** BEGIN **
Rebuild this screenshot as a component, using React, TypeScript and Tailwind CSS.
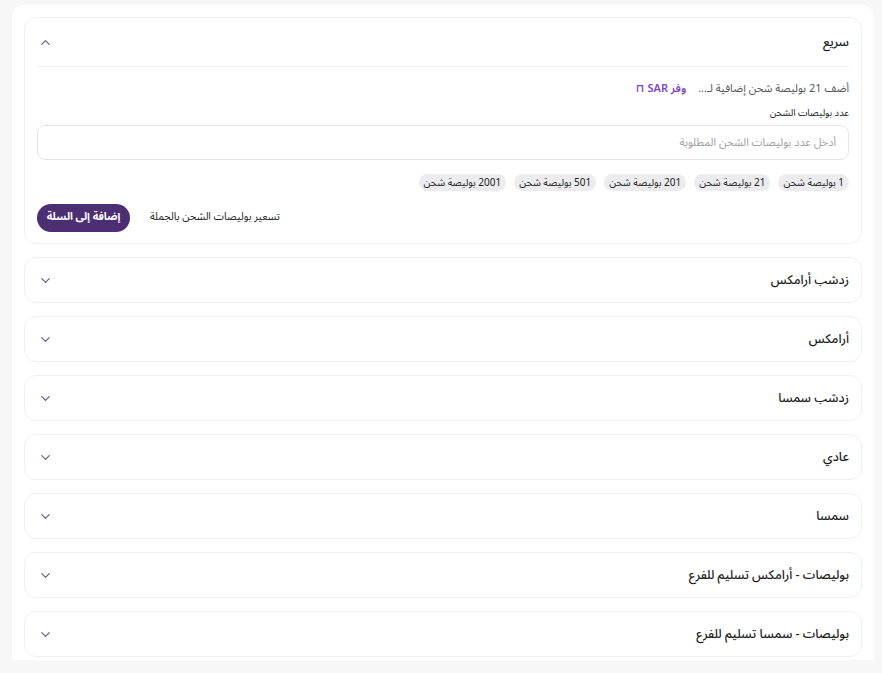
import React from 'react';
import { ChevronDown, ChevronUp } from 'lucide-react';

const chips = ['1 بوليصة شحن', '21 بوليصة شحن', '201 بوليصة شحن', '501 بوليصة شحن', '2001 بوليصة شحن'];

const sections = [
  'زدشب أرامكس',
  'أرامكس',
  'زدشب سمسا',
  'عادي',
  'سمسا',
  'بوليصات - أرامكس تسليم للفرع',
  'بوليصات - سمسا تسليم للفرع',
];

const font = { fontFamily: '"Noto Sans Arabic", "Noto Sans", "DejaVu Sans", sans-serif' };

export default function App() {
  return (
    <div className="h-[673px] overflow-hidden bg-[#f7f7f7] pt-[5px] pl-[12px] pr-[8px]" style={font}>
      <div dir="rtl" className="h-[655px] overflow-hidden rounded-t-xl bg-white px-3 pt-3 flex flex-col gap-[13px]">
        {/* OPEN SECTION */}
        <div className="rounded-xl border border-[#efefef] bg-white px-3 shrink-0">
          <div className="h-[48px] flex items-center justify-between">
            <span className="text-[12.5px] font-medium text-[#1b1b1b]">سريع</span>
            <ChevronUp size={15} strokeWidth={2} className="text-[#6e6180] ml-[1px]" />
          </div>
          <div className="border-t border-[#efefef] pt-[14px] pb-[11px]">
            <div className="flex items-center gap-3 h-4 text-[11px] text-[#555]">
              <span>أضف 21 بوليصة شحن إضافية لـ...</span>
              <span className="font-semibold text-[11px] text-[#7b45c9]">وفر SAR ⊓</span>
            </div>
            <div className="mt-[10px] text-[9.5px] text-[#222] leading-3">عدد بوليصات الشحن</div>
            <input
              className="mt-[6px] w-full h-[35px] rounded-lg border border-[#e4e4e7] px-3 text-[11px] text-[#333] placeholder:text-[#a0a0a0] outline-none"
              placeholder="أدخل عدد بوليصات الشحن المطلوبة"
              style={font}
            />
            <div className="mt-[14px] flex gap-2">
              {chips.map((c) => (
                <span key={c} className="h-[17px] flex items-center rounded-full bg-[#ececef] px-[5px] text-[10px] text-[#222]">
                  {c}
                </span>
              ))}
            </div>
            <div className="mt-[13px] flex items-center justify-end gap-5">
              <span className="text-[10.5px] text-[#222]">تسعير بوليصات الشحن بالجملة</span>
              <button className="h-[28px] w-[93px] rounded-full bg-[#4b2f72] text-[10.5px] font-bold text-white" style={font}>
                إضافة إلى السلة
              </button>
            </div>
          </div>
        </div>

        {/* CLOSED SECTIONS */}
        {sections.map((s) => (
          <div key={s} className="h-[46px] shrink-0 rounded-xl border border-[#efefef] bg-white px-3 flex items-center justify-between">
            <span className="text-[12.5px] font-medium text-[#1b1b1b]">{s}</span>
            <ChevronDown size={15} strokeWidth={2} className="text-[#6e6180] ml-[1px]" />
          </div>
        ))}
      </div>
    </div>
  );
}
** END **
= REQUIRED TASK =
Skip every picture and return the lines above from the top through the one that contains "const chips = ['1".

= SOLUTION TO THIS EXERCISE =
Rebuild this screenshot as a component, using React, TypeScript and Tailwind CSS.
import React from 'react';
import { ChevronDown, ChevronUp } from 'lucide-react';

const chips = ['1 بوليصة شحن', '21 بوليصة شحن', '201 بوليصة شحن', '501 بوليصة شحن', '2001 بوليصة شحن'];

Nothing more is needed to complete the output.